Tuesday, February 20, 2007

Reading. Konigsberg.

I used to hang out in the children's section of Barnes and Noble, in the days before I had a job, sitting on the benches by the window, basking in the air-conditioning and drinking iced lattés, warding off the advances of two-year-olds wanting to climb into my lap, reading stacks of magazines and mysteries. I would go back to the writers I used to read when I was growing up, Roald Dahl, Katherine Paterson, E. L. Konigsberg, both the old favorites, and the newer books. I have been reading E. L. Konigsberg for as long as I have known how to read, and I come back to her every so often when I want to be reminded of all the things I used to know but have since forgotten.

The Outcasts of 19 Schuyler Place reminds me a little of T-Backs, T-Shirts, COAT, and Suit (which I had read more than a decade earlier), in that it is about a young girl caught up in something unexpected, something that teaches her about how to fight for what you find important, even if you don't win, even if you find life is not fair and it doesn't always matter if you're right. What matters is that you cared enough to try, that you cared enough to fight, that even if you are only twelve years old you can do something, whether it is to march in protest or chain yourself to the towers which your uncles have spent over four decades building and which the city is about to pull down.

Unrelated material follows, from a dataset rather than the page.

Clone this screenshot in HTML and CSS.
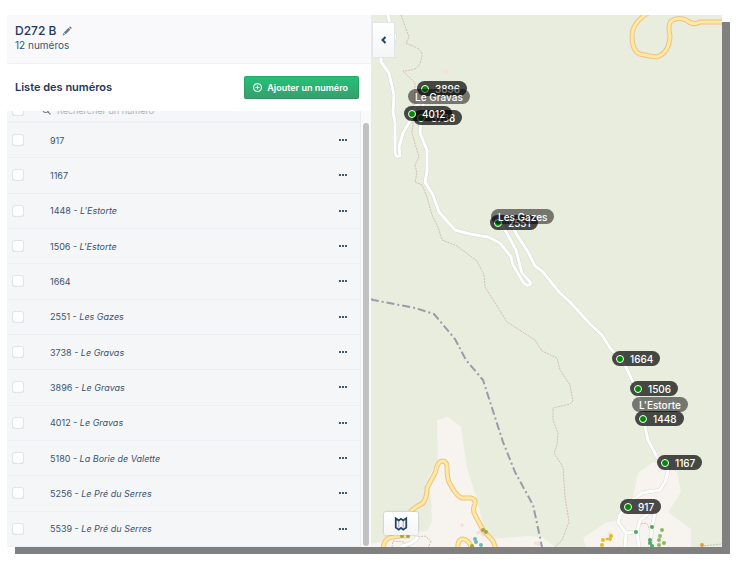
FILE: index.html
```html
<!DOCTYPE html>
<html lang="fr">
<head>
<meta charset="utf-8">
<meta name="viewport" content="width=device-width, initial-scale=1">
<title>D272 B</title>
<link rel="stylesheet" href="styles.css">
</head>
<body>
<main class="window">
  <section class="sidebar">
    <header class="street">
      <h1>D272 B
        <svg class="pencil" viewBox="0 0 16 16" aria-hidden="true"><path d="M1 15l1.200-4 2.800 2.800zM3 10.200l7.600-7.600 2.800 2.800-7.600 7.600zM11.400 1.800l1-1c.9-.9 3.700 1.900 2.800 2.800l-1 1z"/></svg>
      </h1>
      <p>12 numéros</p>
    </header>
    <div class="toolbar">
      <h2>Liste des numéros</h2>
      <button class="add" type="button">
        <svg viewBox="0 0 16 16" aria-hidden="true"><circle cx="8" cy="8" r="7"/><path d="M8 4.500v7M4.500 8h7"/></svg>
        Ajouter un numéro
      </button>
    </div>
    <div class="scroller">
      <div class="list">
        <div class="row search">
          <input type="checkbox" aria-label="Tout sélectionner">
          <svg viewBox="0 0 16 16" aria-hidden="true"><circle cx="6.500" cy="6.500" r="5"/><path d="M10.500 10.500L15 15"/></svg>
          <input type="search" placeholder="Rechercher un numéro" aria-label="Rechercher un numéro">
        </div>
        <div class="row"><input type="checkbox" id="n917"><label for="n917">917</label><button type="button" class="more" aria-label="Options"><i></i><i></i><i></i></button></div>
        <div class="row"><input type="checkbox" id="n1167"><label for="n1167">1167</label><button type="button" class="more" aria-label="Options"><i></i><i></i><i></i></button></div>
        <div class="row"><input type="checkbox" id="n1448"><label for="n1448">1448 - <em>L'Estorte</em></label><button type="button" class="more" aria-label="Options"><i></i><i></i><i></i></button></div>
        <div class="row"><input type="checkbox" id="n1506"><label for="n1506">1506 - <em>L'Estorte</em></label><button type="button" class="more" aria-label="Options"><i></i><i></i><i></i></button></div>
        <div class="row"><input type="checkbox" id="n1664"><label for="n1664">1664</label><button type="button" class="more" aria-label="Options"><i></i><i></i><i></i></button></div>
        <div class="row"><input type="checkbox" id="n2551"><label for="n2551">2551 - <em>Les Gazes</em></label><button type="button" class="more" aria-label="Options"><i></i><i></i><i></i></button></div>
        <div class="row"><input type="checkbox" id="n3738"><label for="n3738">3738 - <em>Le Gravas</em></label><button type="button" class="more" aria-label="Options"><i></i><i></i><i></i></button></div>
        <div class="row"><input type="checkbox" id="n3896"><label for="n3896">3896 - <em>Le Gravas</em></label><button type="button" class="more" aria-label="Options"><i></i><i></i><i></i></button></div>
        <div class="row"><input type="checkbox" id="n4012"><label for="n4012">4012 - <em>Le Gravas</em></label><button type="button" class="more" aria-label="Options"><i></i><i></i><i></i></button></div>
        <div class="row"><input type="checkbox" id="n5180"><label for="n5180">5180 - <em>La Borie de Valette</em></label><button type="button" class="more" aria-label="Options"><i></i><i></i><i></i></button></div>
        <div class="row"><input type="checkbox" id="n5256"><label for="n5256">5256 - <em>Le Pré du Serres</em></label><button type="button" class="more" aria-label="Options"><i></i><i></i><i></i></button></div>
        <div class="row"><input type="checkbox" id="n5539"><label for="n5539">5539 - <em>Le Pré du Serres</em></label><button type="button" class="more" aria-label="Options"><i></i><i></i><i></i></button></div>
      </div>
      <div class="track"><div class="thumb"></div></div>
    </div>
  </section>

  <section class="map" aria-label="Carte">
    <svg class="tiles" viewBox="371 15 351 532" preserveAspectRatio="xMinYMin slice" aria-hidden="true">
      <defs>
        <path id="lane" d="M388 15L391 30 395 36 393 43 381 58 381 62 389 73 394 95 393 112 395 123 395 153Q396 158 400 156L399 147 403 133 410 121 415 107 423 100 423 107 421 120 420 133 427 150 427 172 425 182 433 195 439 212 455 230 470 234 488 237 500 243 511 257 513 265 523 282Q528 288 531 283L522 273 519 262 516 250 505 230 499 220 508 217 517 235 528 252 535 266 542 271 560 293 570 302 590 324 602 335 610 348 619 358 625 365 633 382 641 402 645 427 648 440 657 457 667 465 668 472 665 482 660 490 642 493 630 502 620 515 618 522 626 533 625 547M626 533L637 532 640 520 650 512 655 513 652 527 650 547M637 532L639 547M401 546Q412 545 418 537"/>
        <path id="road" d="M410 512L416 507 423 503Q427 497 427 488L435 473Q438 461 442 461 447 461 447 467 447 480 450 484 457 497 462 498H471Q476 499 475 504 472 510 475 515L483 530 493 541 496 549M383 549Q384 540 389 538 398 535 410 536M458 549Q457 539 463 539 468 539 472 548M648 13Q632 23 632 36 632 51 640 54 648 56 657 57 669 53 670 36 667 22 673 20 679 17 686 20 693 26 700 22H724"/>
      </defs>
      <path fill="#e8edde" d="M371 15h1600v1600H371z"/>
      <path fill="#f7f4ef" d="M437 420L448 417 461 427 467 468 477 499 483 525 492 539 527 536 542 537 556 548H371V544L383 541 397 533 427 531 432 522 431 497 428 478 438 460zM583 538L605 523 615 521 632 500 638 473 653 462 677 472 681 492 668 512 691 529V548H586z"/>
      <path fill="#f5e1d8" d="M444 69l5 1v4l-5-1zM476 532l6-3 4 4-3 4-3-3-3 1zM534 542l5-1 2 5-6-1zM460 524l3-1 1 3-3 1zM607 534l3-3 3 3-3 3z"/>
      <g class="trail">
        <path d="M401 15L409 37 406 43 415 47Q422 50 422 56 420 69 411 70L403 71 415 83 414 113 412 133 419 157 415 165 417 173 415 182 422 185 427 197 432 215 438 227 442 240 457 246 477 261 484 275 485 287 507 322 535 340 542 351 557 358 560 370 570 385 573 401 570 404 553 408 553 420 558 433 557 445 554 453 563 467 565 497 569 522 562 540 555 547"/>
        <path d="M392 547L393 541 404 542 410 547M418 537L425 536 431 541 428 548M641 524q8-3 8 6M701 546L722 544"/>
      </g>
      <use href="#lane" class="lane-edge"/><use href="#lane" class="lane"/>
      <use href="#road" class="road-edge"/><use href="#road" class="road"/>
      <path class="border-line" d="M371 299L373 300 415 308 434 314 455 339 466 360 483 380 503 442 515 472 533 505 538 528 542 547"/>
      <g fill="#a6a63c"><circle cx="483" cy="530" r="2"/><circle cx="486" cy="532" r="2"/><circle cx="402" cy="536" r="2"/><circle cx="408" cy="536" r="2"/><circle cx="472" cy="546" r="2"/></g>
      <g fill="#75b8b2"><circle cx="475" cy="539" r="2"/><circle cx="476" cy="542" r="2"/><circle cx="481" cy="545" r="2"/></g>
      <g fill="#e0bd36"><circle cx="611" cy="536" r="2"/><circle cx="610" cy="539" r="2"/><circle cx="607" cy="539" r="1.500"/><circle cx="603" cy="540" r="2"/><circle cx="602" cy="545" r="2"/></g>
      <g fill="#4da766"><circle cx="636" cy="532" r="2"/><circle cx="652" cy="527" r="2"/><circle cx="650" cy="540" r="2"/><circle cx="650" cy="543" r="2"/><circle cx="652" cy="546" r="2"/></g>
      <g fill="#8abb63"><circle cx="662" cy="530" r="2"/><circle cx="660" cy="536" r="2"/><circle cx="659" cy="540" r="2"/><circle cx="664" cy="543" r="2"/><circle cx="659" cy="545" r="2"/></g>
      <circle cx="702" cy="545" r="2" fill="#dd9a55"/>
    </svg>

    <span class="pin" style="left:46px;top:66px"><i></i>3896</span>
    <span class="pin" style="left:42px;top:95px"><i></i>3738</span>
    <span class="pin" style="left:33px;top:91px"><i></i>4012</span>
    <span class="place" style="left:37px;top:74px">Le Gravas</span>
    <span class="pin" style="left:119px;top:200px"><i></i>2551</span>
    <span class="place" style="left:120px;top:194px">Les Gazes</span>
    <span class="pin" style="left:241px;top:336px"><i></i>1664</span>
    <span class="pin" style="left:259px;top:366px"><i></i>1506</span>
    <span class="place" style="left:261px;top:382px">L'Estorte</span>
    <span class="pin" style="left:264px;top:396px"><i></i>1448</span>
    <span class="pin" style="left:286px;top:440px"><i></i>1167</span>
    <span class="pin" style="left:249px;top:484px"><i></i>917</span>

    <button class="collapse" type="button" aria-label="Réduire"><svg viewBox="0 0 8 10" aria-hidden="true"><path d="M5.500 2L2.500 5l3 3"/></svg></button>
    <button class="layers" type="button" aria-label="Fond de carte"><svg viewBox="0 0 16 16" aria-hidden="true"><path class="fold" d="M5.500 4v8M10.500 4v8"/><path d="M5.500 4L2 1.500v10.500L5.500 14.500 8 12.500l2.500 2L14 12V1.500L10.500 4 8 2z"/></svg></button>
  </section>
</main>
</body>
</html>
```
FILE: styles.css
```css
* { box-sizing: border-box; }

body {
  margin: 0;
  min-height: 100vh;
  padding: 15px 18px 21px 7px;
  display: flex;
  background: #fff;
  color: #3a5470;
  font-family: Inter, "Liberation Sans", sans-serif;
  font-size: 9px;
}

h1, h2, p { margin: 0; }
button { font: inherit; cursor: pointer; }

.window {
  flex: 1;
  display: grid;
  grid-template-columns: minmax(0, 364fr) minmax(0, 351fr);
  box-shadow: 8px 7px 0 #808080;
}

.sidebar {
  display: flex;
  flex-direction: column;
  background: #fff;
}

.street {
  padding: 8px;
  border-bottom: 1px solid #eff1f4;
  background: #f9f9fb;
}

h1, h2 {
  color: #24355f;
  line-height: 15px;
}

h1 {
  display: flex;
  align-items: center;
  gap: 6px;
  font-size: 12px;
  font-weight: 500;
}

h2 { font-size: 11px; font-weight: 600; }

.street p {
  padding-bottom: 3px;
  font-size: 10px;
  line-height: 14px;
}

.pencil {
  width: 10px;
  height: 10px;
  fill: #66788a;
}

.toolbar {
  display: flex;
  align-items: center;
  justify-content: space-between;
  padding: 12px 12px 12px 8px;
}

.add {
  display: flex;
  align-items: center;
  gap: 5px;
  height: 23px;
  padding: 0 11px 0 9px;
  border: 0;
  border-radius: 2px;
  background: linear-gradient(#23c277, #399d6c);
  box-shadow: inset 0 0 0 1px rgba(30, 110, 70, .25);
  color: #fff;
  font-weight: 600;
}

.add svg {
  width: 9px;
  height: 9px;
  fill: none;
  stroke: #fff;
  stroke-width: 2;
}

.scroller {
  flex: 1;
  display: flex;
  overflow: hidden;
}

.list {
  flex: 1;
  display: flex;
  flex-direction: column;
  margin-top: -12px;
  border-right: 1px solid #e9ecef;
  background: #f5f6f7;
}

.row {
  flex: 1 0 32px;
  display: flex;
  align-items: center;
  padding: 0 12px 0 5px;
  border-bottom: 1px solid #edf0f2;
}

.row label { flex: 1; }

.row input[type="checkbox"] {
  appearance: none;
  flex: none;
  width: 12px;
  height: 12px;
  margin: 0 26px 0 0;
  border-radius: 3px;
  background: #fff;
  box-shadow: inset 0 0 0 1px #e1e4e8, inset 0 -1px 1px #cfd5db;
}

.search { flex: 0 0 24px; border-bottom: 2px solid #edf0f2; }
.search input[type="checkbox"] { margin-right: 18px; }

.search svg {
  width: 9px;
  height: 9px;
  fill: none;
  stroke: #66788a;
  stroke-width: 2;
}

.search input[type="search"] {
  flex: 1;
  margin: 0;
  padding: 0 6px;
  border: 0;
  background: none;
  font: inherit;
}

.search input::placeholder { color: #a6b1bb; }

.more {
  display: flex;
  gap: 1px;
  padding: 4px 1px;
  border: 0;
  background: none;
}

.more i {
  width: 2px;
  height: 2px;
  background: #425a70;
}

.track {
  width: 10px;
  padding: 12px 2px 1px;
  background: #fafafa;
}

.thumb {
  height: 100%;
  border-radius: 3px;
  background: #c1c1c1;
}

.map {
  position: relative;
  overflow: hidden;
  background: #e8edde;
}

.tiles {
  position: absolute;
  width: 100%;
  height: 100%;
}

.tiles path, .tiles use { stroke-linejoin: round; }
.trail, .lane-edge, .lane, .road-edge, .road, .border-line { fill: none; }
.trail { stroke: #d3bfb0; stroke-width: 1; stroke-dasharray: 2 1; }
.lane-edge { stroke: #d5d8d0; stroke-width: 4; }
.lane { stroke: #fff; stroke-width: 3; }
.road-edge { stroke: #ecc08c; stroke-width: 5; }
.road { stroke: #ffe99c; stroke-width: 3; }
.border-line { stroke: #9a9bac; stroke-width: 2; stroke-dasharray: 8 3 2 3; }

.pin, .place {
  position: absolute;
  display: flex;
  align-items: center;
  height: 15px;
  border-radius: 8px;
  color: #fff;
  font-size: 10px;
  font-weight: 500;
  white-space: nowrap;
}

.pin {
  gap: 6px;
  padding: 0 7px 0 4px;
  background: rgba(0, 0, 0, .7);
}

.pin i {
  width: 8px;
  height: 8px;
  border: 1px solid #fff;
  border-radius: 50%;
  background: #008a00;
}

.place {
  padding: 0 7px;
  background: rgba(0, 0, 0, .5);
}

.collapse, .layers {
  position: absolute;
  display: grid;
  place-items: center;
  padding: 0;
  border: 0;
  background: linear-gradient(#fff, #f4f5f7);
  box-shadow: inset 0 0 0 1px #e1e5ea;
}

.collapse { left: 1px; top: 7px; width: 23px; height: 36px; }
.layers { left: 13px; bottom: 12px; width: 34px; height: 23px; border-radius: 2px; box-shadow: 0 0 2px #9aa3a8; }

.collapse svg, .layers svg {
  fill: none;
  stroke: #234361;
  stroke-width: 2;
}

.collapse svg { width: 8px; height: 10px; }
.layers svg { width: 14px; height: 14px; }
.layers .fold { stroke: #8c9cab; stroke-width: 1; }
```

In The Outcasts of 19 Schuyler, the twelve-year-old Margaret Rose Kane's world is about to change. Her parents have left for a holiday without her; what she doesn't know is that their family is about to split apart. Instead of staying with her mother's uncles, as would ordinarily happen, she is sent to summer camp. Bright and articulate and uninterested in the typical activities that make up the summer camp experience, Margaret's sojourn at Camp Talequa is an unqualified disaster. Her bunkmates make her the butt and scapegoat of all their mischief, using her clothes to clog the shower, blaming a pool of vomit on her, generally making her life miserable until her great-uncle arrives with his dog, Tartufo, to rescue her.

But back at her uncles' home, Margaret Rose finds another tragedy waiting there. The three towers in the back garden which her uncles have constructed out of scraps of metal and ceramic and glass, dangling with ornaments of all kinds, have been scheduled for demolition by the city. (When I imagine the towers, I think of the Watts Towers in Los Angeles). Unable to bear the thought of her beloved towers being dismantled, Margaret goes into action, aided by Jake, the son of the woman who runs Camp Talequa, who has watched her humiliation at the hands of her bunkmates and her defiance of his mother.

Ultimately, the towers are saved, bought by a telecom company and moved to another part of the town. A neighborhood will spring up around these towers, a neighborhood to which the people who wanted the towers destroyed will move, the neighborhood where Margaret Rose's father will raise his family with his second wife. It is not quite the ending she hoped for, nor does her family come back to where it was before the summer began. Something we all learn too early, that the happy ending you have is not the happy end you imagined.